→ Task to complete
Seek out every line containing the word "components", and copy each.

Start

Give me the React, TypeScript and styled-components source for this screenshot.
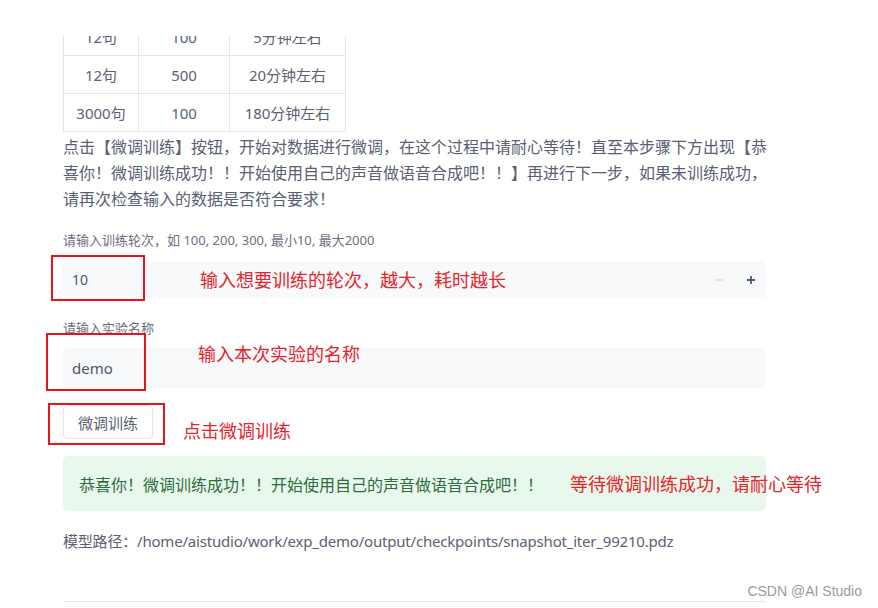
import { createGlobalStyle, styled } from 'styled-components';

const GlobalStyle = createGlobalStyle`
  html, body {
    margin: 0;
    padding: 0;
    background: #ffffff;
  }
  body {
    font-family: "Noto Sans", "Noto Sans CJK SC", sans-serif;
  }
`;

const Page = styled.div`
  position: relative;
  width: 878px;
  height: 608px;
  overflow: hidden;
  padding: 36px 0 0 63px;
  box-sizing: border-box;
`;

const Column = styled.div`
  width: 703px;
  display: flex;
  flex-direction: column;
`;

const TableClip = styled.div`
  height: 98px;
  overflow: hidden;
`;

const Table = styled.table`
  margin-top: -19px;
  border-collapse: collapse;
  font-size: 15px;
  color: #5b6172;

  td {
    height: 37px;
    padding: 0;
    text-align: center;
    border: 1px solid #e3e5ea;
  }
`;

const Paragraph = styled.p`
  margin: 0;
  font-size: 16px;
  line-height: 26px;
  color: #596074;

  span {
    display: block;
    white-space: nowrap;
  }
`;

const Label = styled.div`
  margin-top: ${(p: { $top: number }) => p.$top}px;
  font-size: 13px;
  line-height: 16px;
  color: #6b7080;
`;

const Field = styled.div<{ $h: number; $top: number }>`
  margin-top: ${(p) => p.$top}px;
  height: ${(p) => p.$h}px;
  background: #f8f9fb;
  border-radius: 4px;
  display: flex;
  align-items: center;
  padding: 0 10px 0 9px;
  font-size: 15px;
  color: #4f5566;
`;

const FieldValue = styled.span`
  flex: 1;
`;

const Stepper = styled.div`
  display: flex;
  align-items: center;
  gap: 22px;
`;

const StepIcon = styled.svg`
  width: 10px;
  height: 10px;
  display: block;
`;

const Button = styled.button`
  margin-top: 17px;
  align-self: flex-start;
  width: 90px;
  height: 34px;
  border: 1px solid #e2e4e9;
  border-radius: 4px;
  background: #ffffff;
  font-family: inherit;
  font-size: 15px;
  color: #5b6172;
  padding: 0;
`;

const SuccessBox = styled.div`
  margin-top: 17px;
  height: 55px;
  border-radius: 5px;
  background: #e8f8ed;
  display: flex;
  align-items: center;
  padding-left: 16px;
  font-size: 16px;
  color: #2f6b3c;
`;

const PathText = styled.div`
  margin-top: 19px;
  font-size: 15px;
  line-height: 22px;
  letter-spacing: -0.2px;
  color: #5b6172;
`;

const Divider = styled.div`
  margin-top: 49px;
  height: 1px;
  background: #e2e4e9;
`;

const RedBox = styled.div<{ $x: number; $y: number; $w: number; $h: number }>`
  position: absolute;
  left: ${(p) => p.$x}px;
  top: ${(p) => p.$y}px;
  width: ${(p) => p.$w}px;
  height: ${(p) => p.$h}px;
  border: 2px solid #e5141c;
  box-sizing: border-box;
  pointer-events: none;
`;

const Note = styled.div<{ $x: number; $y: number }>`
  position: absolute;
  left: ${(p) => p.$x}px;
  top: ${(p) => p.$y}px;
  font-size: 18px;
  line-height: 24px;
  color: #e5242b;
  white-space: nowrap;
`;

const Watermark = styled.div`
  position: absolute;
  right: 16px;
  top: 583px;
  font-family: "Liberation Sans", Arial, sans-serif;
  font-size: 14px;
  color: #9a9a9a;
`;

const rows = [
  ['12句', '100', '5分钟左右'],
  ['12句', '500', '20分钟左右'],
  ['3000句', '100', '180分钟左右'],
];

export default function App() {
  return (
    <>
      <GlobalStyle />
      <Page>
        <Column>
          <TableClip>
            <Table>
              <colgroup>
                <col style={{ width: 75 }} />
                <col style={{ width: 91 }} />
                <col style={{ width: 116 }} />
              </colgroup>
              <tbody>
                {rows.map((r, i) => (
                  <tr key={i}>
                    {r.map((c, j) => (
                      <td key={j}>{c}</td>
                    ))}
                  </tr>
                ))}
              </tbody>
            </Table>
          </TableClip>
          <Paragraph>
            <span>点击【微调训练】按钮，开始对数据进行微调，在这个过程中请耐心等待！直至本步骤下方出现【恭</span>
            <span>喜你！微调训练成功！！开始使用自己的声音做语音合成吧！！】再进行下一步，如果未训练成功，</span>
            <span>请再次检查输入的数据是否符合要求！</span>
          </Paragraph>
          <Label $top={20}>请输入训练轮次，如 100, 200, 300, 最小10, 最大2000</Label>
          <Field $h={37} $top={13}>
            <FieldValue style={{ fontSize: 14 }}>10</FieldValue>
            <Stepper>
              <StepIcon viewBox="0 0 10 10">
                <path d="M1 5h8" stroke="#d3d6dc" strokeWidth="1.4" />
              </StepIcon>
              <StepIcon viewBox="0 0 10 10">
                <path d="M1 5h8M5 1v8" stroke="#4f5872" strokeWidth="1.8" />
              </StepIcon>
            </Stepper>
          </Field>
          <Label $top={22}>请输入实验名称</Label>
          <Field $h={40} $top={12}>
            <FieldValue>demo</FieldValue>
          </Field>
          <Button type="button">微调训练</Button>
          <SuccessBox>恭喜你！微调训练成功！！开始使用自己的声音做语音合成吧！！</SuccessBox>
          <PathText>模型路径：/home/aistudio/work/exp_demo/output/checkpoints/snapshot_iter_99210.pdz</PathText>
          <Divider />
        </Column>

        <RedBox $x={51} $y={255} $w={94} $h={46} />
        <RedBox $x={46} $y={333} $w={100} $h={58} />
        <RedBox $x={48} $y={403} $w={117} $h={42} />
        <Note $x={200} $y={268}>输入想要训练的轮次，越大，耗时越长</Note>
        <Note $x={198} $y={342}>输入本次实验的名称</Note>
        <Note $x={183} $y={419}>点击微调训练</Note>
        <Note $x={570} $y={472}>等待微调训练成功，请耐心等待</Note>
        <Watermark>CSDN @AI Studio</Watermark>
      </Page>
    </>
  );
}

End
Start

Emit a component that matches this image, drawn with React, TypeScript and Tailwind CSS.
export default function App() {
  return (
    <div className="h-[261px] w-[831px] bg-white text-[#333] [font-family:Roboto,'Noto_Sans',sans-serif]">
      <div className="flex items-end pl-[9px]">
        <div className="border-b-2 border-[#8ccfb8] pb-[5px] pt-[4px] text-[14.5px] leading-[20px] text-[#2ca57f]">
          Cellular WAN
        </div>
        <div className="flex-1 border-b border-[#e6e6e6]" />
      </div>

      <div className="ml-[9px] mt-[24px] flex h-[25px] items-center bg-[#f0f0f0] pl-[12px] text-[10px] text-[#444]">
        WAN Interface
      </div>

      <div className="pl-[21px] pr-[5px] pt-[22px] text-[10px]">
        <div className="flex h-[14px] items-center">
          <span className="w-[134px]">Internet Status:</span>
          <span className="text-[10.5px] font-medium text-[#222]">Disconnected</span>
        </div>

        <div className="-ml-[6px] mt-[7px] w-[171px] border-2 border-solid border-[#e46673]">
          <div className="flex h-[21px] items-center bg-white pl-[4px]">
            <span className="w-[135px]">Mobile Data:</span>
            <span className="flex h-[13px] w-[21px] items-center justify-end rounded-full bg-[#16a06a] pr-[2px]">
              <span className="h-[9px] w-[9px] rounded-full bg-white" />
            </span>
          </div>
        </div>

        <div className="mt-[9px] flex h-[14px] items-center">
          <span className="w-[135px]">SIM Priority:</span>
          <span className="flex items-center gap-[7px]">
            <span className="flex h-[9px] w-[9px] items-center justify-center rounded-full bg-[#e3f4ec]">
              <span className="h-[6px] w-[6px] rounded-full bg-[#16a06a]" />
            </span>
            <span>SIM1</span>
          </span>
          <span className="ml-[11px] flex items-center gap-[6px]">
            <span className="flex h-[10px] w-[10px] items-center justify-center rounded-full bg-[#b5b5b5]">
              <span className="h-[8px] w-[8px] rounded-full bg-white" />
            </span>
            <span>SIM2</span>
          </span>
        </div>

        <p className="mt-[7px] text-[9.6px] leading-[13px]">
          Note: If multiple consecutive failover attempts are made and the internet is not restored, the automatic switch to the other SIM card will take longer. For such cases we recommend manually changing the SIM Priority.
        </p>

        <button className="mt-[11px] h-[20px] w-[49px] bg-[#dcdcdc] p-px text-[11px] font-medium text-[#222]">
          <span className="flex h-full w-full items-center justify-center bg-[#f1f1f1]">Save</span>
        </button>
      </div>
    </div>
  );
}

End
Start

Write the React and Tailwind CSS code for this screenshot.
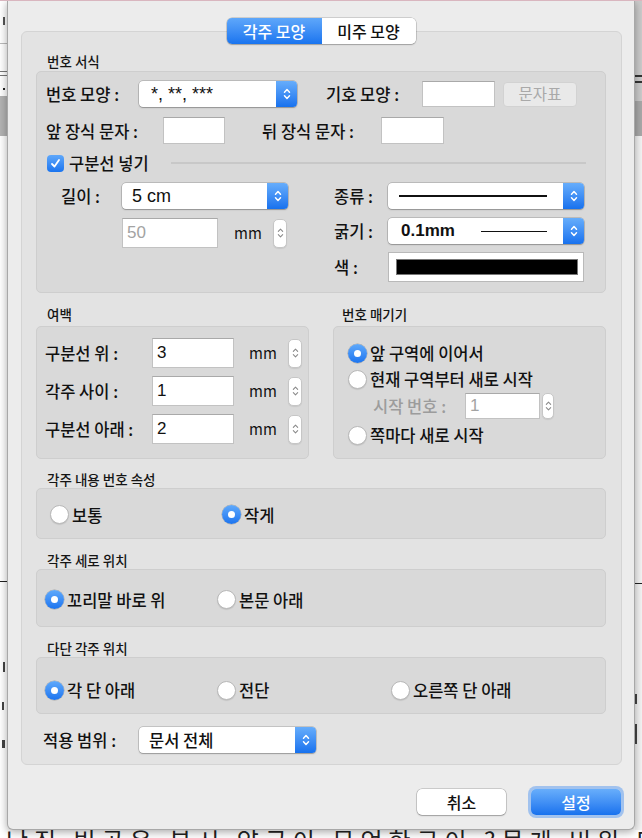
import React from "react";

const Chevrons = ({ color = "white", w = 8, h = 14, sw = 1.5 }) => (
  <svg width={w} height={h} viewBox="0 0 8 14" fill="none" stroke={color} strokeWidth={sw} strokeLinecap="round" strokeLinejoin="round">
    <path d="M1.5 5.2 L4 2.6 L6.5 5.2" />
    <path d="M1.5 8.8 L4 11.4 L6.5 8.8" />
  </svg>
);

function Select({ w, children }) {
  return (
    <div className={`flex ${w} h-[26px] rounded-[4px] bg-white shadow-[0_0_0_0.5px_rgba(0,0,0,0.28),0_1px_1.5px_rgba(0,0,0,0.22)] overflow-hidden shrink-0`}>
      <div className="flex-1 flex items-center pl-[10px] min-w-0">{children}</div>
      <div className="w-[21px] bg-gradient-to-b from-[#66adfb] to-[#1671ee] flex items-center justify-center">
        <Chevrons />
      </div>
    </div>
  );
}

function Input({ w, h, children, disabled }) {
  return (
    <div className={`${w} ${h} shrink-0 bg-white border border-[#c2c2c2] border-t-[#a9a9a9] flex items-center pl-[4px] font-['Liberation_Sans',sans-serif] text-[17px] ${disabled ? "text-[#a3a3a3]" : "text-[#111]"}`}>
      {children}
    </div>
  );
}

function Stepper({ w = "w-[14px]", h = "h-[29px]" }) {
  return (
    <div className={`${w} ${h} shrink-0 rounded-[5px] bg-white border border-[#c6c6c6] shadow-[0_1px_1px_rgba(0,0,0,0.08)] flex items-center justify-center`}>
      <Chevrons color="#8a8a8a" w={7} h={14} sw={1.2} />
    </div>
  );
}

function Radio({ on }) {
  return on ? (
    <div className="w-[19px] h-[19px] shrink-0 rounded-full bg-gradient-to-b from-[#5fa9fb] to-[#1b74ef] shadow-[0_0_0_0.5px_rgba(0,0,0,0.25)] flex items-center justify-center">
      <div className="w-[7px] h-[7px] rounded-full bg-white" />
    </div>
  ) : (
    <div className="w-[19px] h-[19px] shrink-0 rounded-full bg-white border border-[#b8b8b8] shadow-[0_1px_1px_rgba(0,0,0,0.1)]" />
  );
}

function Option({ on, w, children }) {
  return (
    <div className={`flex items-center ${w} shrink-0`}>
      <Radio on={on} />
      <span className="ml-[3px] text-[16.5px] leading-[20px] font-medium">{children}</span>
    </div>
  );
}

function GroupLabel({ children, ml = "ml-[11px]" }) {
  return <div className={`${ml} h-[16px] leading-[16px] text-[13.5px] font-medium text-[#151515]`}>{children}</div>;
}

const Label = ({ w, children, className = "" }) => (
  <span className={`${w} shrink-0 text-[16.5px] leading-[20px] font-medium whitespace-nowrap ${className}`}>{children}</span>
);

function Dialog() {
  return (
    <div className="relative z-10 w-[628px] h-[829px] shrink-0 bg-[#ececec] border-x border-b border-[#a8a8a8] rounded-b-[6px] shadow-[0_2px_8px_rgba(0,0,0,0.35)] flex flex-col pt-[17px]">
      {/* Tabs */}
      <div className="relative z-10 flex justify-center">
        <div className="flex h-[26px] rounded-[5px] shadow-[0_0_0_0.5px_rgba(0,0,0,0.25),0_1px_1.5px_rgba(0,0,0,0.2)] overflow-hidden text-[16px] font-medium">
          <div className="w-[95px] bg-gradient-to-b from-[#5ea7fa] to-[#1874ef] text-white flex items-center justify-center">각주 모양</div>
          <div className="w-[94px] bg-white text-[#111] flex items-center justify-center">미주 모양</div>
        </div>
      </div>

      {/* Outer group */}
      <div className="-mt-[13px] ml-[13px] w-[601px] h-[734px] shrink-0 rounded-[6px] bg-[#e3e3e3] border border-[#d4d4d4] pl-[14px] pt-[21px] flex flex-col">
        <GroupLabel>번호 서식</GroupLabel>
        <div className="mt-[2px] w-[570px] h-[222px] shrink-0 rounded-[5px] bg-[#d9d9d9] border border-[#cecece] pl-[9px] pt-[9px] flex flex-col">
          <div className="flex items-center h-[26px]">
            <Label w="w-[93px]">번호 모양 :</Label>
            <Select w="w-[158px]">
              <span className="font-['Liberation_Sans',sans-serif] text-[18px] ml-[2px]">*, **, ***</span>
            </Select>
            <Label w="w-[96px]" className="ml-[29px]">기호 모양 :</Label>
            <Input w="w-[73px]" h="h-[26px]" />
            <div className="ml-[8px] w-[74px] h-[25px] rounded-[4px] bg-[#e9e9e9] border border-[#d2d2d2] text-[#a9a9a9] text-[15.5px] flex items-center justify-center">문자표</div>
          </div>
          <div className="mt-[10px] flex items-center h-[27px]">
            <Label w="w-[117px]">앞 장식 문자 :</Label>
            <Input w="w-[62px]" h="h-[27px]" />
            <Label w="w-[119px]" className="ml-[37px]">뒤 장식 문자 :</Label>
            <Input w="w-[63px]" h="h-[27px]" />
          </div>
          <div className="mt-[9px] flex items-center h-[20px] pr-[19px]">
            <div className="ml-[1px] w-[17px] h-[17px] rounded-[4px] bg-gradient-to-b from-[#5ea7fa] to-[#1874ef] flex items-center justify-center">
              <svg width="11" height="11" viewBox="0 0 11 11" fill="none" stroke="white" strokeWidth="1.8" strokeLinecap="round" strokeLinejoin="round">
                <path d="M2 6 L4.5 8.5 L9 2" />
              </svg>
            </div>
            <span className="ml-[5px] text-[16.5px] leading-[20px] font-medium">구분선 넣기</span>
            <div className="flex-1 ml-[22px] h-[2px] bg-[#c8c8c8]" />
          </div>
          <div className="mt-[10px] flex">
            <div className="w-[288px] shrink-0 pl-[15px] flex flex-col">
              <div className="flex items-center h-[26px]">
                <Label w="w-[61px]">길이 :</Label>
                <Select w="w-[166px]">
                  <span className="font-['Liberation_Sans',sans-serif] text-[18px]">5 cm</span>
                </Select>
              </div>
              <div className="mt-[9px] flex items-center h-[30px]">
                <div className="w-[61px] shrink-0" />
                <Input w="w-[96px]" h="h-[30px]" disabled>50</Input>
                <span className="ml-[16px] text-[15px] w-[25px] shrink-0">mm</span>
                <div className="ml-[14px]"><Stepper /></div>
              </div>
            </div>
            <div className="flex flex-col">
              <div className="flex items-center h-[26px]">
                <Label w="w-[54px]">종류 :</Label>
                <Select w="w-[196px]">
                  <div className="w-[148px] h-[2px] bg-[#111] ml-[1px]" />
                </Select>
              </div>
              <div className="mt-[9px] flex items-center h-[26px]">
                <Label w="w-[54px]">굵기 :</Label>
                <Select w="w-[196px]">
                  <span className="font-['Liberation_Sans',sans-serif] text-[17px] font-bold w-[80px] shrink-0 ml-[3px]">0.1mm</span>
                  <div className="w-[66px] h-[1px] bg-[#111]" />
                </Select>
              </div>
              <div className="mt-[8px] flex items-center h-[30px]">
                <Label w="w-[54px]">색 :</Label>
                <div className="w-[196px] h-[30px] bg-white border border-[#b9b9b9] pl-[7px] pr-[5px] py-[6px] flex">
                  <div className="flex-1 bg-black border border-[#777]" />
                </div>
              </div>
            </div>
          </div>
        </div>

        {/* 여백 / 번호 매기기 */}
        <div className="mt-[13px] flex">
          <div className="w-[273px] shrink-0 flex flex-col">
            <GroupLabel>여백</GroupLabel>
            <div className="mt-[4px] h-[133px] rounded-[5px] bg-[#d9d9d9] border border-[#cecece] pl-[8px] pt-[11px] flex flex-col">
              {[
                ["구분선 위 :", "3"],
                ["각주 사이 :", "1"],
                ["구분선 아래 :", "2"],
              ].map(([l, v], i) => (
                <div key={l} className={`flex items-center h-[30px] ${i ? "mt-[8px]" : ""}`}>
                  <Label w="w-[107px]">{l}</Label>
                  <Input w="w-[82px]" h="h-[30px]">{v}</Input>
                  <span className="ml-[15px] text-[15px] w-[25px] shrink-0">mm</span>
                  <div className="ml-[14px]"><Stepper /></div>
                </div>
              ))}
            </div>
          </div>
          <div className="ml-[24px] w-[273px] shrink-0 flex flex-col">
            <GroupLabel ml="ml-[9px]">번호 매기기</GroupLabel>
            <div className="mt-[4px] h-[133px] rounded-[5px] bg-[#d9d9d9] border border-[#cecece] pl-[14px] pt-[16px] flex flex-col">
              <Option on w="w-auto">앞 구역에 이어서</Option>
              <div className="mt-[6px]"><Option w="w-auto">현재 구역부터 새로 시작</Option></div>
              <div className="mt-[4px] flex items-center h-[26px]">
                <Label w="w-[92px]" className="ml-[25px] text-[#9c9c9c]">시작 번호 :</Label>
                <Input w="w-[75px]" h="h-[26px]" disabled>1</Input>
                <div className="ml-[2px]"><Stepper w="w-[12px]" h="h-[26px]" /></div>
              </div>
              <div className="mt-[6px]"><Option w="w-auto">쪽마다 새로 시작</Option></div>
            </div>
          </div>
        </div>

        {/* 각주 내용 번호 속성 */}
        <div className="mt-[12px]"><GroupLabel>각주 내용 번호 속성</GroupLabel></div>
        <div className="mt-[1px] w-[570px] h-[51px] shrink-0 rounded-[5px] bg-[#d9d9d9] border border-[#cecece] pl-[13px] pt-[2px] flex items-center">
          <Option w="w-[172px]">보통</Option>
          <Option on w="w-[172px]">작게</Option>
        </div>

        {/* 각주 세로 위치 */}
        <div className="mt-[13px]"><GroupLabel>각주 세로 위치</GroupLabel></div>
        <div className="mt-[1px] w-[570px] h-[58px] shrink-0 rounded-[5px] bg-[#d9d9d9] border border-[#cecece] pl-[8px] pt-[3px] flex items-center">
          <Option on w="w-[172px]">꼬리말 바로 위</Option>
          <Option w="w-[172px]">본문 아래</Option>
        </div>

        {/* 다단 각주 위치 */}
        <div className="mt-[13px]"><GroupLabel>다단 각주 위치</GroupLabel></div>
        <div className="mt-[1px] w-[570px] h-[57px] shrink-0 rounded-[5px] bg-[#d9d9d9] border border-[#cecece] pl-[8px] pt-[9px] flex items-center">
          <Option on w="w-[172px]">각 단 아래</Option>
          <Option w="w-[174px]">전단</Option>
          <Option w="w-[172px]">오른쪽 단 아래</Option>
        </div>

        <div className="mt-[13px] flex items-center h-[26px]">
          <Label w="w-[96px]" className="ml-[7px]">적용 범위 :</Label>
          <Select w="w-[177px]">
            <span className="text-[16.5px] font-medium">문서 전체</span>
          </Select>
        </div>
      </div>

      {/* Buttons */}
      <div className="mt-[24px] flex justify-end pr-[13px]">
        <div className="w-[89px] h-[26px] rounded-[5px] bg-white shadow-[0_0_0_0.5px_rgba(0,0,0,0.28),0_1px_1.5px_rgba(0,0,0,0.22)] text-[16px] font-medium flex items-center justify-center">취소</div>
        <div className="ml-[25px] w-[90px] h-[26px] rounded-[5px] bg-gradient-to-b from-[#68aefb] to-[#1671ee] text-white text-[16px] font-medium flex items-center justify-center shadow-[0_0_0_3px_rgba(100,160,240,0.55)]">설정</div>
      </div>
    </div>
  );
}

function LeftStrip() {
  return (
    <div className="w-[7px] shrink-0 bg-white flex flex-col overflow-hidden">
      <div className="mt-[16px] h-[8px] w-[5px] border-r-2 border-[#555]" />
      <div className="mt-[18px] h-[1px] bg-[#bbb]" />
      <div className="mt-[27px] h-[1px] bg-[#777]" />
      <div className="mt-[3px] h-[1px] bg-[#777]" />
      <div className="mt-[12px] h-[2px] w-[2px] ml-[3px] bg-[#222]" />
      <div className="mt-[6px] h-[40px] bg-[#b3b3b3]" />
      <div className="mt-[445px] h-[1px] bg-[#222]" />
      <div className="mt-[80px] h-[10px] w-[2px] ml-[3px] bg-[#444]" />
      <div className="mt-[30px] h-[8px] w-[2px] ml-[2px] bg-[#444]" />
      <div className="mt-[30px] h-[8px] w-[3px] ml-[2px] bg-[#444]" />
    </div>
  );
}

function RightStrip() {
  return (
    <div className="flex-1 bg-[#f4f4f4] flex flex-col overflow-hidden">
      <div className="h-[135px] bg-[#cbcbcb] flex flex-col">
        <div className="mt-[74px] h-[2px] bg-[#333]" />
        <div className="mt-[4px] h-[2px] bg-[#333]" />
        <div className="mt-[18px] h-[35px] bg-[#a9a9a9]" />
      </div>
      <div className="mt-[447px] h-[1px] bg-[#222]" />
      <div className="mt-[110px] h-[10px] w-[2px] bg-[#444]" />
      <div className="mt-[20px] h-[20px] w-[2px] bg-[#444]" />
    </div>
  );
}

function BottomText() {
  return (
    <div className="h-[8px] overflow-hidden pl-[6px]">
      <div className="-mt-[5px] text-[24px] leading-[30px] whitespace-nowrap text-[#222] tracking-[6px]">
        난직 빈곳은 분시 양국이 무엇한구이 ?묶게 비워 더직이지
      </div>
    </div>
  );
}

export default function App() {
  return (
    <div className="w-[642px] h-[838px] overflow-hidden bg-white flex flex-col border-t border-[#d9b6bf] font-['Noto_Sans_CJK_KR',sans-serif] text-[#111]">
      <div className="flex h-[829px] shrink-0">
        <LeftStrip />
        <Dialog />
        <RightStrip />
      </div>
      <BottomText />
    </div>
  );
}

End

→ Response to the exercise
Give me the React, TypeScript and styled-components source for this screenshot.
import { createGlobalStyle, styled } from 'styled-components';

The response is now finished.